• Objective: Go through the data below line by line and count those containing the word "this". Reply with the count only.

• Dataset content:
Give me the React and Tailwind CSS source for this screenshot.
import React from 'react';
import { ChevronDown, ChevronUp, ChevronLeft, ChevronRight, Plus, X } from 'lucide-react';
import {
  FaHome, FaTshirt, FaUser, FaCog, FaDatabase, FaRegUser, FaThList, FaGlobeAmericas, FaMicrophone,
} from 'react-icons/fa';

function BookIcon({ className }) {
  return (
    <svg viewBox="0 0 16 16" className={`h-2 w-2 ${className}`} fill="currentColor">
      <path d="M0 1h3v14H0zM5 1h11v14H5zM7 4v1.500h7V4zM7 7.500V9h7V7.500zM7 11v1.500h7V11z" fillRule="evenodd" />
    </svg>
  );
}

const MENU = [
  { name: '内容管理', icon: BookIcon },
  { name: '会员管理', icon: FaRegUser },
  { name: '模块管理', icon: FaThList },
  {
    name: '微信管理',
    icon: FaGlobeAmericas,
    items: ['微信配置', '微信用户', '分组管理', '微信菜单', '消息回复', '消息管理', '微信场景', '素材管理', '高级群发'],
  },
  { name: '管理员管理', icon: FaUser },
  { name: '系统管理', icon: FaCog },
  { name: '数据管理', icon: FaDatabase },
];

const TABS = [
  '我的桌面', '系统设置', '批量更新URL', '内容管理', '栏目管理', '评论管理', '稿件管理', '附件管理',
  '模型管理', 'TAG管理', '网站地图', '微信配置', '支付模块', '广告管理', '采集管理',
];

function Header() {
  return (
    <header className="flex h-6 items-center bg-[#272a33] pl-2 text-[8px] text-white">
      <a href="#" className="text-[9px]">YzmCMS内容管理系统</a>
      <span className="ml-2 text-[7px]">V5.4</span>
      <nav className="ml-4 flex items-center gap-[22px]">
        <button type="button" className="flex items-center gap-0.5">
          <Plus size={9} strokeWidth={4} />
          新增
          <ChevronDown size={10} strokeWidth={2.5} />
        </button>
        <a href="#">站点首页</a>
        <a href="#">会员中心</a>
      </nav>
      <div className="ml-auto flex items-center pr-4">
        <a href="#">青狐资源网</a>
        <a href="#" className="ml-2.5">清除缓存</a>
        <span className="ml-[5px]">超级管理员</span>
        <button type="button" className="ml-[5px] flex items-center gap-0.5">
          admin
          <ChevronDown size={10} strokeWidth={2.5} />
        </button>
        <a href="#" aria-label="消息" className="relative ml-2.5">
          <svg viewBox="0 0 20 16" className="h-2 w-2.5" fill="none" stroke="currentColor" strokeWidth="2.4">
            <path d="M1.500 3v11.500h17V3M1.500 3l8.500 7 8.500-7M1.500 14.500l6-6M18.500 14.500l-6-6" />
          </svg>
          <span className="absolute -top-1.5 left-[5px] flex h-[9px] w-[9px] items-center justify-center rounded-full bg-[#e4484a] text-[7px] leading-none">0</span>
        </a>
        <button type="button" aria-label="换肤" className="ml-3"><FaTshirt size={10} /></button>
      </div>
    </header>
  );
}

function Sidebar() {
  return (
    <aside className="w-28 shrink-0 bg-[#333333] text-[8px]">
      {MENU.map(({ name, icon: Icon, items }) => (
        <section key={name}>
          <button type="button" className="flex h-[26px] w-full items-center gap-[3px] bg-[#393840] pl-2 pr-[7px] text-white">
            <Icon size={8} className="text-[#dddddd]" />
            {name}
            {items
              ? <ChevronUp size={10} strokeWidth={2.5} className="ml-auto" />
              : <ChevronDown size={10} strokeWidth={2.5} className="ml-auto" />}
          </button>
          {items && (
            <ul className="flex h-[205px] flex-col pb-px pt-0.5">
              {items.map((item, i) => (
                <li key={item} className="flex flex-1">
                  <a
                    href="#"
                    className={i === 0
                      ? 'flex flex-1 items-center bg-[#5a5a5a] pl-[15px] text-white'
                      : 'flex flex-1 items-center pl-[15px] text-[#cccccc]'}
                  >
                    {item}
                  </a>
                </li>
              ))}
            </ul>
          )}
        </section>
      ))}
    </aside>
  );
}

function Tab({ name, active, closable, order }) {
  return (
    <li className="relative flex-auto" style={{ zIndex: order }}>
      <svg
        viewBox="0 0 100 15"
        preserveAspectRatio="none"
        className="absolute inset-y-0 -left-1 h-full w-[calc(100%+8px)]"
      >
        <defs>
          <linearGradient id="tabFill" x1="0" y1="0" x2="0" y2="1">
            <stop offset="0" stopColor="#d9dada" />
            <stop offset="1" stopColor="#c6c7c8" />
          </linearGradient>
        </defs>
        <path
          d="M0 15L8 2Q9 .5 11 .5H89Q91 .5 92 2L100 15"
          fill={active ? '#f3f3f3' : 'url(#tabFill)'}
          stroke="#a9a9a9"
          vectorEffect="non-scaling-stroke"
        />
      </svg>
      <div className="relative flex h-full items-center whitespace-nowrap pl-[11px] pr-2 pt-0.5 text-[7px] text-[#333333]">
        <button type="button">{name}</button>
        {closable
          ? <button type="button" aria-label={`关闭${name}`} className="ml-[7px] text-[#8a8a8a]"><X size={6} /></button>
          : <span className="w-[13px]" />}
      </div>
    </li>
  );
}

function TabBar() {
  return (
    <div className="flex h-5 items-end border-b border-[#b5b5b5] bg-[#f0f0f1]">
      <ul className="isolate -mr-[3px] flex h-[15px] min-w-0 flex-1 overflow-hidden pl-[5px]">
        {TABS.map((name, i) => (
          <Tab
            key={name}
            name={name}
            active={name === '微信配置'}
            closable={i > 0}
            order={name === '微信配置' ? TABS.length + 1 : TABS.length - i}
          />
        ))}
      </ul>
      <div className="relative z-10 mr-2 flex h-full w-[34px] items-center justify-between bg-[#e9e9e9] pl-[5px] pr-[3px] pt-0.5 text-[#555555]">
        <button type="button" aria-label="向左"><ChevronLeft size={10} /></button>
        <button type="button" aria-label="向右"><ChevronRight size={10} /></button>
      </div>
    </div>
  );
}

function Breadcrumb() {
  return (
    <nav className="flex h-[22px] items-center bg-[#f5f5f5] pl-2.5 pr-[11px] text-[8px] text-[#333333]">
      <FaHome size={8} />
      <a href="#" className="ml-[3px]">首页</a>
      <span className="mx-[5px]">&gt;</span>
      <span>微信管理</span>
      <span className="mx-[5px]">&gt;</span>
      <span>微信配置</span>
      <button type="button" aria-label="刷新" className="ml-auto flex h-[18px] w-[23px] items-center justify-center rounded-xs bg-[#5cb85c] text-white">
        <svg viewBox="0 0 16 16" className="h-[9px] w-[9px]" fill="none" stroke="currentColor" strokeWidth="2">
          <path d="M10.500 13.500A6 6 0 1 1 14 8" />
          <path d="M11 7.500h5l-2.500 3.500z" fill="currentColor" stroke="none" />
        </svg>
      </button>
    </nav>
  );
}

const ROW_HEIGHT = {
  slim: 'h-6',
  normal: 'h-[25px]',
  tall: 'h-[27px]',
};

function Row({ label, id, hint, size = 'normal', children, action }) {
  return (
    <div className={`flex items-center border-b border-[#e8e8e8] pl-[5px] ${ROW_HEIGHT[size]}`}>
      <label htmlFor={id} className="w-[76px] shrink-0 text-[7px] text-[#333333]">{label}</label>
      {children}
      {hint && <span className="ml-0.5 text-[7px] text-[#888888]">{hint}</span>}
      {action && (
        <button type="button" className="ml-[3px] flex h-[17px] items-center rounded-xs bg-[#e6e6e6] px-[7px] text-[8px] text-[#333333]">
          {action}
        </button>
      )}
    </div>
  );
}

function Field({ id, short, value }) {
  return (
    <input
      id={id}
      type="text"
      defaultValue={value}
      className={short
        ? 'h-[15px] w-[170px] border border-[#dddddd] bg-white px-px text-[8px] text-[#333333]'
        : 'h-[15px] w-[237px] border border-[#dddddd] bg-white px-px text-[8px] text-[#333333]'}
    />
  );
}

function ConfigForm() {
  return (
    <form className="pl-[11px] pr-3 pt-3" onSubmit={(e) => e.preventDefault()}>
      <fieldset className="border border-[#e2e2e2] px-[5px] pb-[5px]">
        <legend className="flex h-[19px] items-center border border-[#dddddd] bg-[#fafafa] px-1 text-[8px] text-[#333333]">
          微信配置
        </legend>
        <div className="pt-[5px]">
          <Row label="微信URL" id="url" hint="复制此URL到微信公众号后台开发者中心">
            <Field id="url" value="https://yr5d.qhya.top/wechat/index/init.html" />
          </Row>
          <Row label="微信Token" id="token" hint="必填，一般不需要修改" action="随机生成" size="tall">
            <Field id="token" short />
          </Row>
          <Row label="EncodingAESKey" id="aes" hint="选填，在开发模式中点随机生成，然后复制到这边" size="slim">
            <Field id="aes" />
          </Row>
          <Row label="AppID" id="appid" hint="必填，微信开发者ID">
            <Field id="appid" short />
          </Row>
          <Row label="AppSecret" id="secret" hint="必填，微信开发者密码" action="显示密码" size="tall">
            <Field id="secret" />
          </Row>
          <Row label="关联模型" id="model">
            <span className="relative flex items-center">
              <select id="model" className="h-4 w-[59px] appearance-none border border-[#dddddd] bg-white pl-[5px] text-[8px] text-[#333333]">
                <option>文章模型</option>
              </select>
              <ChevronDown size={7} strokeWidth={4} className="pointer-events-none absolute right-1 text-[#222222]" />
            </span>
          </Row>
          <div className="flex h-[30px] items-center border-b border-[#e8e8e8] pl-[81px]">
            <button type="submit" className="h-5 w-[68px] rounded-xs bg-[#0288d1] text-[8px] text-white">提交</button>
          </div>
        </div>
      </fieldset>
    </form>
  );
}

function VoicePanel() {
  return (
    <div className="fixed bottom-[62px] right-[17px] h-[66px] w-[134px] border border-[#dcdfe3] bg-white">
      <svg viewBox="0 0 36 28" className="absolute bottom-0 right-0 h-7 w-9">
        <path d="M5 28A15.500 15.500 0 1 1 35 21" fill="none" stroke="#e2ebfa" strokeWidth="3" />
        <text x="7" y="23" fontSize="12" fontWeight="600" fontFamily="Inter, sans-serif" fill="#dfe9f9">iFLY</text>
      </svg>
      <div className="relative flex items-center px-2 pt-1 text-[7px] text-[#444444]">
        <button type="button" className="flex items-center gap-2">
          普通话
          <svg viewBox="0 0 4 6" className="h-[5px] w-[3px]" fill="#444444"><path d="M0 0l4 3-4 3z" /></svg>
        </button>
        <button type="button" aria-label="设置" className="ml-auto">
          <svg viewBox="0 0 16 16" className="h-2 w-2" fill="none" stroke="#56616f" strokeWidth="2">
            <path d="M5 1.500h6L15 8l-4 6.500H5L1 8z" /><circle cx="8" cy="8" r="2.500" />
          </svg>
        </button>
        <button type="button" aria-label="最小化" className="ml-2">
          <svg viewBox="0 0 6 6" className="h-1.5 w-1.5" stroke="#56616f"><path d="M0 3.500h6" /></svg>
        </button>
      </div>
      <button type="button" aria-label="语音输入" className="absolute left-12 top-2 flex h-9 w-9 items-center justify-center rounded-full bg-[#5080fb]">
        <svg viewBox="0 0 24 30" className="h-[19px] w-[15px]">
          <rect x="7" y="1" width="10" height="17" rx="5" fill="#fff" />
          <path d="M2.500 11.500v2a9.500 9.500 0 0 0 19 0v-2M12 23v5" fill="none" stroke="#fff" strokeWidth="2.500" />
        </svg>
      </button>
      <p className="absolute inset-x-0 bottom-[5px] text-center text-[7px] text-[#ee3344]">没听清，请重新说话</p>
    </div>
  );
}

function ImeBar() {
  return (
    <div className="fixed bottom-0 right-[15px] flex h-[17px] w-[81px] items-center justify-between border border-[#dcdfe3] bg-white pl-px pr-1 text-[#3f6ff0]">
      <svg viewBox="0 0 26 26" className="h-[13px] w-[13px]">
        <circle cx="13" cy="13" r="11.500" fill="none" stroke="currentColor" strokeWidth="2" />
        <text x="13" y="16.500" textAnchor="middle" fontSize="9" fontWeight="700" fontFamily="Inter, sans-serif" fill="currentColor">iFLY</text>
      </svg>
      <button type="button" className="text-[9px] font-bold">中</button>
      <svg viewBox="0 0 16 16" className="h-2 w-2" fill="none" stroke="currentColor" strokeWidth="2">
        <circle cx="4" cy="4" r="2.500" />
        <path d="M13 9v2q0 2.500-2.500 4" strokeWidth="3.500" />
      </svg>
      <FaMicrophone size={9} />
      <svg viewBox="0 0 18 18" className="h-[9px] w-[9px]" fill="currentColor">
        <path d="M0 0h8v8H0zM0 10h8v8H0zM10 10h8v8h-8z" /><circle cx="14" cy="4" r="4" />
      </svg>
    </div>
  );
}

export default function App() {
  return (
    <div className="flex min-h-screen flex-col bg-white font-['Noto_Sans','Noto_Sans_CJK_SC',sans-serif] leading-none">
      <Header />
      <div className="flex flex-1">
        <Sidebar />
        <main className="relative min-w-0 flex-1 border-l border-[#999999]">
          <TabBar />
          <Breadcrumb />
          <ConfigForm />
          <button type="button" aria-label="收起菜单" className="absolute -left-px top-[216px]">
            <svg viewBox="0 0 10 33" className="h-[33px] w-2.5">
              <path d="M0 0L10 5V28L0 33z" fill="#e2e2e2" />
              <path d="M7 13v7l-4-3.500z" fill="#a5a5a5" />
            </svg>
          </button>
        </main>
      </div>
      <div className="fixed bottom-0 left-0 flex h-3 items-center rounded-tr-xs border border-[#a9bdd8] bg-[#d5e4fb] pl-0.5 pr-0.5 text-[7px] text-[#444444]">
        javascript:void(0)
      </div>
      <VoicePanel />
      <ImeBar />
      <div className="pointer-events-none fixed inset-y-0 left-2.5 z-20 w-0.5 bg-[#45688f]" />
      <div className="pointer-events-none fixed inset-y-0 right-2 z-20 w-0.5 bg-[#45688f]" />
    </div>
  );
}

* * *

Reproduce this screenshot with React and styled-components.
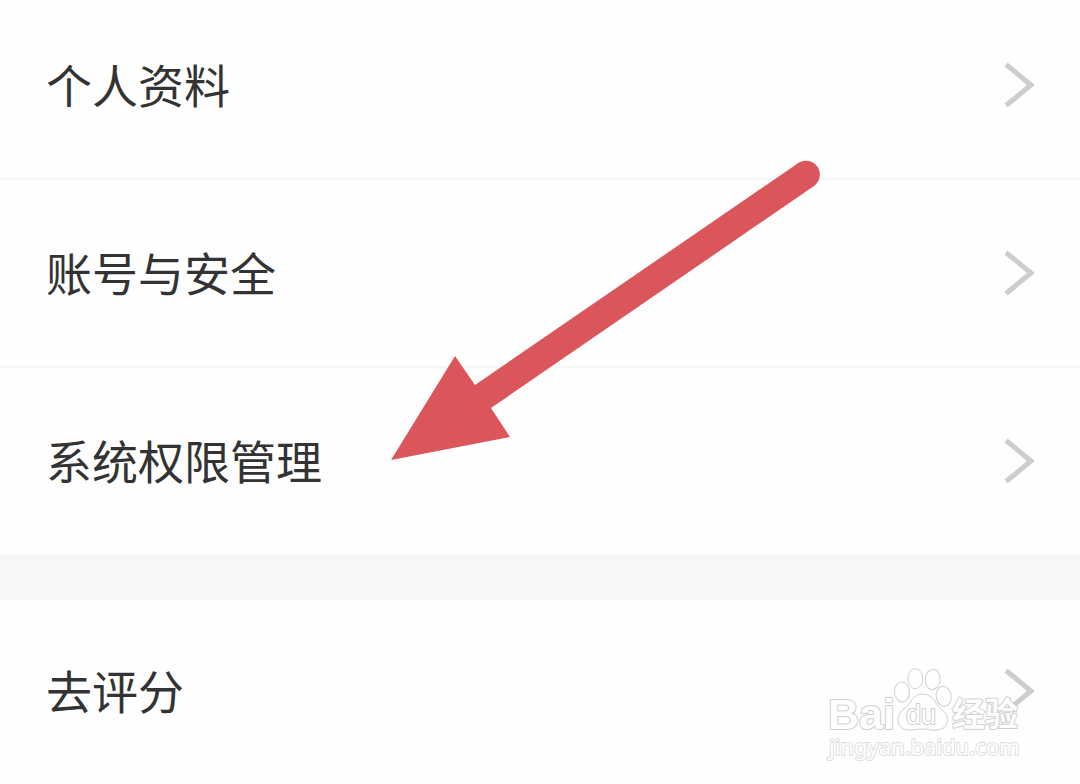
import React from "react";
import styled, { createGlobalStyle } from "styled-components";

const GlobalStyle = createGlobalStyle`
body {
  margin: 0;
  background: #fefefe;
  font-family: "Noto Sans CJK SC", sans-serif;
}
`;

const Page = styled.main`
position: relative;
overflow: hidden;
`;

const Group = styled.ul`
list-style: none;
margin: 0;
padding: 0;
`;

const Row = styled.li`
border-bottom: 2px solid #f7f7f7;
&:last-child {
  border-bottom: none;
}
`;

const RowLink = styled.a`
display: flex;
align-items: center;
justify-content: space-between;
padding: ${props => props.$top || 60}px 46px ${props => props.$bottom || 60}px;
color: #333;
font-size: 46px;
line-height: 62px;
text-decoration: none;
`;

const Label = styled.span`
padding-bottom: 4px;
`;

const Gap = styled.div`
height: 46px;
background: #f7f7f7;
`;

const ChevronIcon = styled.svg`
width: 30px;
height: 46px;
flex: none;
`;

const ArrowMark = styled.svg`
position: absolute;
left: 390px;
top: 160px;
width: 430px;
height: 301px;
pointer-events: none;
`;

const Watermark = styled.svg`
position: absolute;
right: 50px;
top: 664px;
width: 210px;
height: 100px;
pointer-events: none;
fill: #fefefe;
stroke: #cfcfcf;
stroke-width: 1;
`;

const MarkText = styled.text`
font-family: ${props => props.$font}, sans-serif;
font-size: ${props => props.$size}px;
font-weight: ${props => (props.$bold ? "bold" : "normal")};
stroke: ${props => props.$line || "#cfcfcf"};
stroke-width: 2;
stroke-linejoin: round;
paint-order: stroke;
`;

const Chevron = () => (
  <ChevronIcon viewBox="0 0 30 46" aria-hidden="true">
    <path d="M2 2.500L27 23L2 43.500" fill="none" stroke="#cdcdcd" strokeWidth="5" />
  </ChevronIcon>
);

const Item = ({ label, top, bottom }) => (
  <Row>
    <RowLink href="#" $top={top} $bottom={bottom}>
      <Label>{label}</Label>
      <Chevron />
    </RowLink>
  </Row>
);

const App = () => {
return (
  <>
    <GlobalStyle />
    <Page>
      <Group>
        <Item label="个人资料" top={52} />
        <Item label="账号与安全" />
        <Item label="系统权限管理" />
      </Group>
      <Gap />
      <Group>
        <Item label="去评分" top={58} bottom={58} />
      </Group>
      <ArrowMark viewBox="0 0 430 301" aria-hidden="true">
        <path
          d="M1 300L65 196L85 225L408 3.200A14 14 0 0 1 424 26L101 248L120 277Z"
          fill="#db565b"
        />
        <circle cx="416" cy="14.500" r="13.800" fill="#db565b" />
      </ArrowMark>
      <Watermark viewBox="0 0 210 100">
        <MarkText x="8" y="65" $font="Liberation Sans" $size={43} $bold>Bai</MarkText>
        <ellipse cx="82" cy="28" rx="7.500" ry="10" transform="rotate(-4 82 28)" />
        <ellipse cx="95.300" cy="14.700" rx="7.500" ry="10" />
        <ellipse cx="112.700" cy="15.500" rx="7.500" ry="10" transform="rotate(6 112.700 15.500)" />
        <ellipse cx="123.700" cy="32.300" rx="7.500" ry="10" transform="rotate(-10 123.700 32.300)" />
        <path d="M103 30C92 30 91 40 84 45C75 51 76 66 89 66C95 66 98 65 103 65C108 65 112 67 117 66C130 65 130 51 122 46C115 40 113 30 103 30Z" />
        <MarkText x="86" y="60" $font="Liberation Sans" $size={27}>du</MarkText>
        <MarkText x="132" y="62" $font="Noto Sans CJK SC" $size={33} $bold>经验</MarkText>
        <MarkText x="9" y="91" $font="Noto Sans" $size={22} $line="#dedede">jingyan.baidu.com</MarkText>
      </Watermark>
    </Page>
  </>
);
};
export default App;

• Exercise response: 2